10 No-Skip Albums: Pray For The Wicked
Panic! At The Disco is one of my favorite 21st century bands, yet when I sat down to make my initial list of no-skip albums, I failed to list them. Then, I was listening to Taylor Swift's new album, which includes a song called ME! She sings with Brandon Urie, Panic's lead singer, and I was reminded of my love for the band. I particularly enjoyed 2015's Death of a Bachelor. I realized, though, that I needed amend my list and include 2018's Pray For The Wicked.
This album is a blast from first track to last and contains exactly zero skippable songs. It's highly theatrical in its songwriting and production, which appears to be an influence from Brandon Urie's days appearing in the musical Kinky Boots. Many of the songs sound like their from a stage show and after repeat listenings the last couple of days it's easy to see a story being formed from it. I suppose there's always been a theatricality to Panic! At The Disco, but Pray For The Wicked revels in it in an almost Jim Steinman-esque manner.
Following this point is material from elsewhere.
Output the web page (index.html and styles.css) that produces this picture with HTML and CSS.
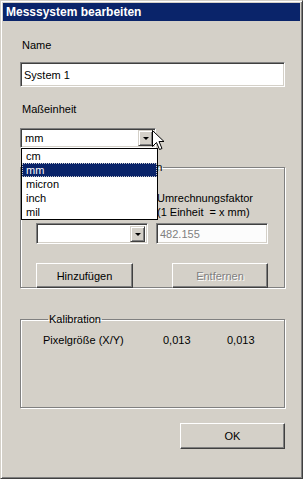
FILE: index.html
```html
<!DOCTYPE html>
<html lang="de">
<head>
    <meta charset="UTF-8">
    <title>Messsystem bearbeiten</title>
    <link rel="stylesheet" href="styles.css">
</head>
<body>
    <div class="window">
        <div class="titlebar">Messsystem bearbeiten</div>

        <div class="dialog">
            <div class="label label-name">Name</div>
            <div class="textbox textbox-name">System 1</div>

            <div class="label label-unit">Maßeinheit</div>
            <div class="combo combo-unit">
                <span class="combo-value">mm</span>
                <span class="combo-btn"><span class="arrow"></span></span>
                <ul class="dropdown">
                    <li>cm</li>
                    <li class="selected">mm</li>
                    <li>micron</li>
                    <li>inch</li>
                    <li>mil</li>
                </ul>
            </div>

            <fieldset class="group group-units">
                <legend>Zusätzliche Maßeinheiten</legend>
                <div class="units-grid">
                    <div class="unit-label"></div>
                    <div class="factor-label">Umrechnungsfaktor<br>(1 Einheit&nbsp; = x mm)</div>
                    <div class="combo combo-small">
                        <span class="combo-value"></span>
                        <span class="combo-btn"><span class="arrow"></span></span>
                    </div>
                    <div class="textbox textbox-factor">482.155</div>
                    <button class="btn btn-add">Hinzufügen</button>
                    <button class="btn btn-remove" disabled>Entfernen</button>
                </div>
            </fieldset>

            <fieldset class="group group-calib">
                <legend>Kalibration</legend>
                <div class="calib-row">
                    <span>Pixelgröße (X/Y)</span>
                    <span>0,013</span>
                    <span>0,013</span>
                </div>
            </fieldset>

            <div class="footer">
                <button class="btn btn-ok">OK</button>
            </div>
        </div>

        <!-- mouse pointer over the open combo -->
        <svg class="cursor" width="13" height="21" viewBox="0 0 13 21">
            <path d="M0.5 0.5 L0.5 16.5 L4.5 12.5 L7.5 19.5 L10 18.5 L7 11.5 L12 11.5 Z" fill="#fff" stroke="#000" stroke-width="1"/>
        </svg>
    </div>
</body>
</html>
```

FILE: styles.css
```css
/* classic win dialog */
:root {
    --face: #d4d0c8; --shadow: #808080; --dark: #404040; --light: #ffffff; --title: #0a246a;
}
html, body { margin: 0; padding: 0; }
body { font-family: "Liberation Sans", Arial, sans-serif; font-size: 11px; color: #000; background: var(--face); }

.window {
    position: relative;
    width: 303px;
    height: 479px;
    box-sizing: border-box;
    padding: 2px;
    background: var(--face);
    border: 1px solid;
    border-color: var(--face) var(--dark) var(--dark) var(--face);
    box-shadow: inset 1px 1px var(--light), inset -1px -1px var(--shadow);
}
.titlebar {
    height: 18px;
    line-height: 18px;
    padding-left: 3px;
    background: var(--title);
    color: #fff;
    font-weight: bold;
    font-size: 12px;
}

.dialog { display: flex; flex-direction: column; padding: 0 16px 0 17px; }
.label { line-height: 13px; padding-left: 2px; }
.label-name { margin-top: 18px; }
.label-unit { margin-top: 16px; }

/* sunken fields */
.textbox, .combo {
    box-sizing: border-box;
    background: #fff;
    border: 1px solid;
    border-color: var(--shadow) var(--light) var(--light) var(--shadow);
    box-shadow: inset 1px 1px var(--dark), inset -1px -1px var(--face);
}
.textbox { padding: 0 3px; display: flex; align-items: center; }
.textbox-name { margin-top: 10px; height: 25px; width: 265px; }
.textbox-factor { height: 21px; color: var(--shadow); background: #fcfcfc; }

.combo { position: relative; display: flex; align-items: center; height: 20px; }
.combo-value { flex: 1; padding-left: 4px; }
.combo-btn {
    box-sizing: border-box;
    width: 15px;
    height: 16px;
    margin-right: 2px;
    display: flex;
    align-items: center;
    justify-content: center;
    background: var(--face);
    border: 1px solid;
    border-color: var(--face) var(--dark) var(--dark) var(--face);
    box-shadow: inset 1px 1px var(--light), inset -1px -1px var(--shadow);
}
.arrow { width: 0; height: 0; border-left: 3px solid transparent; border-right: 3px solid transparent; border-top: 3px solid #000; margin-top: 1px; }

.combo-unit { margin-top: 12px; width: 136px; z-index: 10; }
.combo-small { height: 21px; }

.dropdown {
    position: absolute;
    left: 0;
    top: calc(100% + 1px);
    width: 137px;
    margin: 0;
    padding: 0;
    list-style: none;
    background: #fff;
    border: 1px solid #000;
    box-sizing: border-box;
}
.dropdown li { height: 14px; line-height: 14px; padding-left: 4px; }
.dropdown li.selected { background: var(--title); color: #fff; outline: 1px dotted #c9c9c9; outline-offset: -1px; }

/* etched group boxes */
.group {
    margin: 0;
    min-width: 0;
    border: 1px solid var(--shadow);
    box-shadow: inset 1px 1px var(--light), 1px 1px var(--light);
    width: 265px;
    box-sizing: border-box;
}
.group legend { line-height: 13px; padding: 0 1px; margin-left: 5px; }
.group-units legend { margin-left: 0; }
.group-units { margin-top: 13px; padding: 17px 15px 14px 15px; }
.group-calib { margin-top: 25px; padding: 8px 0 60px 22px; }

.units-grid {
    display: grid;
    grid-template-columns: 112px 112px;
    column-gap: 8px;
    grid-template-rows: 28px 21px 25px;
    row-gap: 4px;
}
.factor-label { line-height: 14px; margin-left: 1px; }
.btn-add, .btn-remove { margin-top: 15px; }
.btn-add { width: 97px; }
.btn-remove { width: 96px; justify-self: end; }

.btn {
    box-sizing: border-box;
    height: 25px;
    padding: 0;
    font-family: inherit;
    font-size: 11px;
    color: #000;
    background: var(--face);
    border: 1px solid;
    border-color: var(--light) var(--dark) var(--dark) var(--light);
    box-shadow: inset -1px -1px var(--shadow);
}
.btn:disabled { color: var(--shadow); text-shadow: 1px 1px var(--light); }

.calib-row { display: grid; grid-template-columns: 120px 64px auto; line-height: 13px; }

.footer { display: flex; justify-content: flex-end; margin-top: 15px; margin-right: -1px; }
.btn-ok { width: 105px; height: 26px; }

.cursor { position: absolute; left: 151px; top: 129px; z-index: 20; }
```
The first song, "(Fuck A) Silver Lining," is all about not settling for less and looking for more than just the positives in a difficult situation. "Say Amen (Saturday Night)" is a sermon on trying to change while also accepting yourself, warts and all. Both songs are bombastic and infectuous and I enjoy them, but the first song on Pray For The Wicked I truly is "Hey, Look Ma, I Made It!" It's a straightforward tune about the people who are with you all the way to the top and knowing who the sycophants are. I like the beat on this one and Brandon Urie's vocals are superb on it.
The rest of the album is filled with equally fun, upbeat stuff like "High Hopes," "King of the Clouds," and "Old Fashioned." "Overpass" and "One of the Drunks" are also strong. But, there are two other songs that stand out for me: "Roaring 20s" and "Dancing's Not A Crime."
"Roaring 20s" is about Urie's experiences in Kinky Boots. What should've been a mountaintop experience was, at first, very difficult. He was homesick and riddled with anxiety. And the song itself is a highly theatrical piece influenced by the sounds of Prohibition Era jazz.
"Dancing's Not A Crime" is by far my favorite song on Pray For The Wicked. It's fun, infectuous, and one of the most '80s sounding songs I've heard that's not an actual '80s songs. The lyrics talk about that one guy who embarrasses his friends with the way he dances in public. Apparently, Brandon Urie is that guy. When I was in high school, I loved going to dances and was not shy about particpating. I believed (and still believe) that the purpose of a dance was, literally, dancing. I did not go to stand on the wall and watch. I didn't require a partner, though it was always nice to have one or more. The best times were those when a group of us would stand in a circle and dance together. I wasn't very good, mind you. I imagine my moves as a prehistoric ancestor to those displayed in that classic scene from Napolean Dynamite. What I lacked in rhythm, grace, and style, I made up for with enthusiasm, confidence, and reckless abandon. I still love to dance even if I don't do it very often. "Dancing's Not A Crime" reminds me that it's okay to tap into the me at high school dances and let loose.